Nairobi — The Steering committee on the implementation of the Building Bridges Initiative (BBI) report released in November 2019 has hinted at a possibility of a referendum to endorse the outcome of the process by July 2020.
Paul Mwangi, the joint secretary of the committee whose extended term was gazetted on January 13 told Capital FM News on Wednesday a constitutional review by June was inevitable citing the gravity of the proposals contained in the 156-page document.
Mwangi said a referendum in July would be ideal in view of the significant ground covered in championing a united front amid the escalation war of words between leading political formations.
"This year would be best from the national interest perspective.

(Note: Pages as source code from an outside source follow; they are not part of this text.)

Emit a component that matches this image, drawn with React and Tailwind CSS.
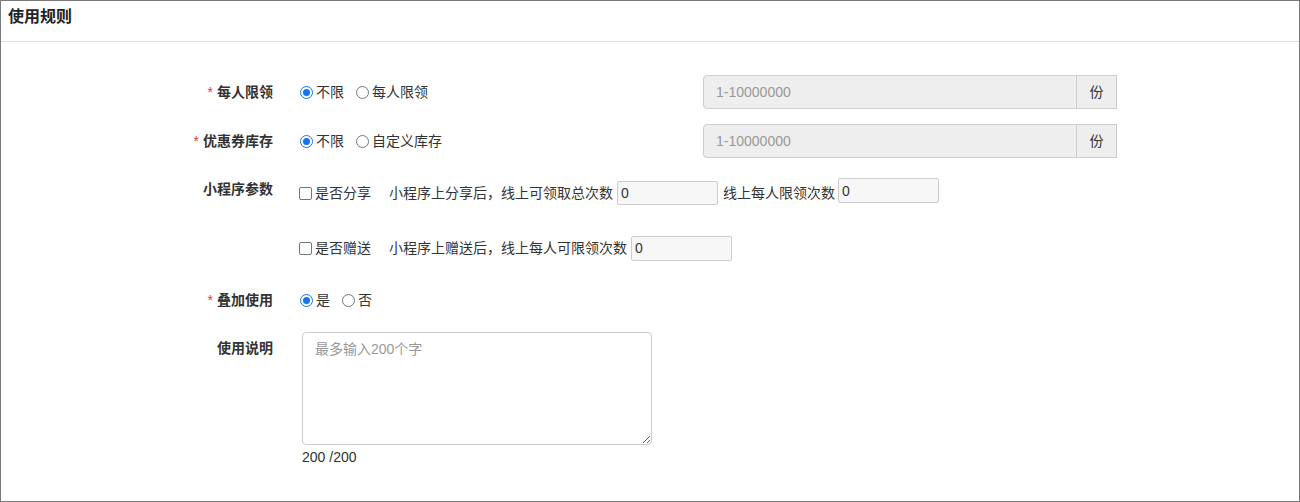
import React from 'react';

const font = { fontFamily: '"Liberation Sans", "Noto Sans CJK SC", sans-serif' };

const Radio = ({ checked, label }) => (
  <label className="flex items-center mr-[12px]">
    {checked ? (
      <span className="w-[13px] h-[13px] rounded-full border border-[#1a73e8] flex items-center justify-center mr-[3px]">
        <span className="w-[7px] h-[7px] rounded-full bg-[#1a73e8]" />
      </span>
    ) : (
      <span className="w-[13px] h-[13px] rounded-full border border-[#767676] mr-[3px]" />
    )}
    <span>{label}</span>
  </label>
);

const Checkbox = ({ label }) => (
  <label className="flex items-center">
    <span className="w-[13px] h-[13px] rounded-[2px] border border-[#767676] mr-[3px]" />
    <span>{label}</span>
  </label>
);

const Label = ({ required, children, className = '' }) => (
  <div className={`w-[272px] shrink-0 text-right font-bold leading-[20px] ${className}`}>
    {required && <span className="text-[#e4393c] font-normal mr-[4px]">*</span>}
    {children}
  </div>
);

const RangeInput = () => (
  <div className="flex h-[34px] w-[414px]">
    <div className="flex-1 flex items-center bg-[#eeeeee] border border-[#cccccc] rounded-l-[4px] px-[12px] text-[#999]">
      1-10000000
    </div>
    <div className="w-[40px] flex items-center justify-center bg-[#eeeeee] border border-l-0 border-[#cccccc]">
      份
    </div>
  </div>
);

const SmallInput = ({ className = '' }) => (
  <div className={`w-[101px] bg-[#f7f7f7] border border-[#cccccc] rounded-[2px] px-[3px] flex items-center text-[#333] ${className}`}>
    0
  </div>
);

export default function App() {
  return (
    <div style={font} className="w-[1300px] h-[502px] border border-[#7a7a7a] bg-white text-[14px] text-[#333] overflow-hidden">
      {/* title bar */}
      <div className="h-[41px] border-b border-[#dddddd] px-[7px] pt-[5px]">
        <h2 className="text-[16px] font-bold leading-[22px] text-[#222]">使用规则</h2>
      </div>

      {/* 每人限领 */}
      <div className="flex items-center h-[34px] mt-[33px]">
        <Label required>每人限领</Label>
        <div className="flex items-center w-[430px] pl-[27px] leading-[20px]">
          <Radio checked label="不限" />
          <Radio label="每人限领" />
        </div>
        <RangeInput />
      </div>

      {/* 优惠券库存 */}
      <div className="flex items-center h-[34px] mt-[15px]">
        <Label required>优惠券库存</Label>
        <div className="flex items-center w-[430px] pl-[27px] leading-[20px]">
          <Radio checked label="不限" />
          <Radio label="自定义库存" />
        </div>
        <RangeInput />
      </div>

      {/* 小程序参数 - 分享 */}
      <div className="flex items-start h-[28px] mt-[20px] leading-[20px]">
        <Label className="mt-[1px]">小程序参数</Label>
        <div className="flex items-start pl-[26px]">
          <div className="mt-[5px]"><Checkbox label="是否分享" /></div>
          <span className="ml-[18px] mt-[5px]">小程序上分享后，线上可领取总次数</span>
          <SmallInput className="h-[24px] ml-[4px] mt-[3px]" />
          <span className="ml-[5px] mt-[5px]">线上每人限领次数</span>
          <SmallInput className="h-[25px] ml-[3px]" />
        </div>
      </div>

      {/* 小程序参数 - 赠送 */}
      <div className="flex items-center h-[26px] mt-[29px] leading-[20px]">
        <div className="w-[272px] shrink-0" />
        <div className="flex items-center pl-[26px]">
          <Checkbox label="是否赠送" />
          <span className="ml-[18px]">小程序上赠送后，线上每人可限领次数</span>
          <SmallInput className="h-[25px] ml-[4px]" />
        </div>
      </div>

      {/* 叠加使用 */}
      <div className="flex items-center h-[20px] mt-[29px] leading-[20px]">
        <Label required>叠加使用</Label>
        <div className="flex items-center pl-[27px]">
          <Radio checked label="是" />
          <Radio label="否" />
        </div>
      </div>

      {/* 使用说明 */}
      <div className="flex items-start mt-[22px]">
        <Label className="mt-[6px]">使用说明</Label>
        <div className="pl-[29px]">
          <textarea
            placeholder="最多输入200个字"
            className="block w-[350px] h-[113px] border border-[#cccccc] rounded-[4px] px-[12px] py-[6px] text-[14px] leading-[20px] placeholder:text-[#999] outline-none"
          />
          <div className="leading-[20px] mt-[2px]">200 /200</div>
        </div>
      </div>
    </div>
  );
}
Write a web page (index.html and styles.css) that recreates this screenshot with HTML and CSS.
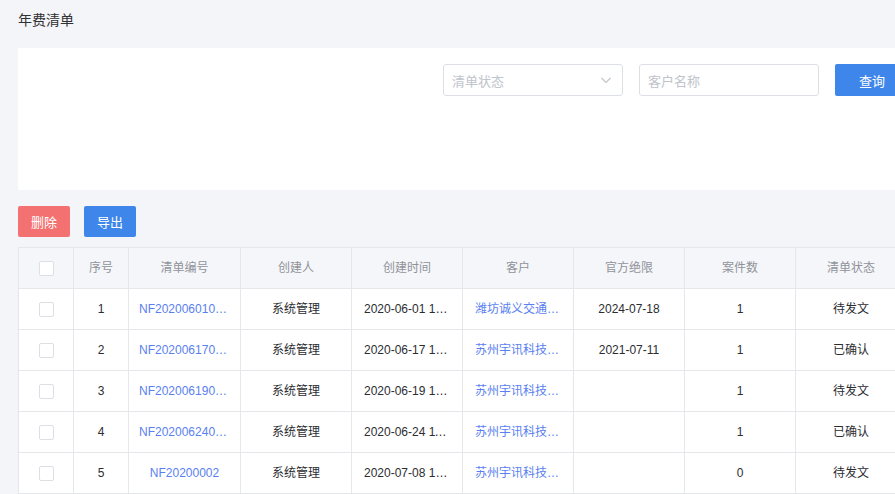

So, if everything pertaining BBI will be finalized in 2020 then that will enable the country to freely deal with other political matters that will soon start arising especially ahead of the 2022 polls," he told the writer during an exclusive interview.
Mwangi observed that some of the proposals especially those that touch on the expansion of the Executive would necessitate the need for Kenyans to be involved in deciding the fate of the document that was launched at the Bomas of Kenya by President Uhuru Kenyatta and former premier Raila Odinga in November 2019.
Mwangi emphasized that it would be desirable to have a plebiscite well in time in 2020 to "allow preparations for the 2022 elections," which have already been drawn to the BBI discourse with opposing camps throwing jabs at each other.
He was also quick to dismiss reports that the report since it was launched has generated more discord in the country noting that the "divisions witnessed have not been brought by the document but other issues."
Responding to a call by Deputy President William Ruto to have the taskforce make public its activities, Mwangi said the "timetable will be out by next week".
Already, two regional meetings have been conducted in Kisii and Kakamega where politicians led by ODM leader Odinga drummed up support for the document.
Ruto-allied legislators accused Odinga-led counterparts of transforming the regional consultative meetings into political forums to popularize their 2022 presidential ticket.
A third meeting is scheduled for Mombasa on Saturday where a showdown is looming after a section of DP Ruto allies vowed on Tuesday to attend the meeting which will be closely followed particularly to know the arrangements of the guests and most importantly if DP Ruto himself will attend.
Mwangi dismissed reports that the 14-member BBI taskforce was allocated Sh10 billion to run its operation describing the claims as "mischievous".
"Even ministries do not run with that kind of budget and they have hundreds of workers and so it is not conceivable that some 14 members of a taskforce would actually blow up that kind of money," he said.
A section of political leaders especially those allied to DP Ruto have in recent days accused conveners of BBI forums of diverting public resources to fund the meetings.
Mwangi said the Sh10 billion figure that has been discussed widely in the press was mentioned by President Kenyatta during his 2019 state of the nation address when he implied that the money would be used to "compensate for historical injustices" further saying he would, "prefer the money be spent and allocated to the claimants from the platform of BBI".
He noted that the ongoing regional meetings in the country are fully sponsored by the relevant county governments maintaining that the role of the BBI taskforce is purely to attend and listen to the ideas being fronted at the rallies and compile a report.
"Of course, some of the funds have to come from somewhere and I think wherever it comes from is a valid exercise," he said.
Mwangi whom together with his team compiled BBI I noted that during the taskforce's countrywide tours of seeking views from Kenyans it became apparent that most Kenyans were keen on ensuring that the scourge of corruption is fully eliminated.
On whether BBI II would yield any different results, Mwangi stated that the team is keen on "getting to know the mood of the people following the release of the first document."
He said the process would boost the confidence of the taskforce as it readies to prepare the final report.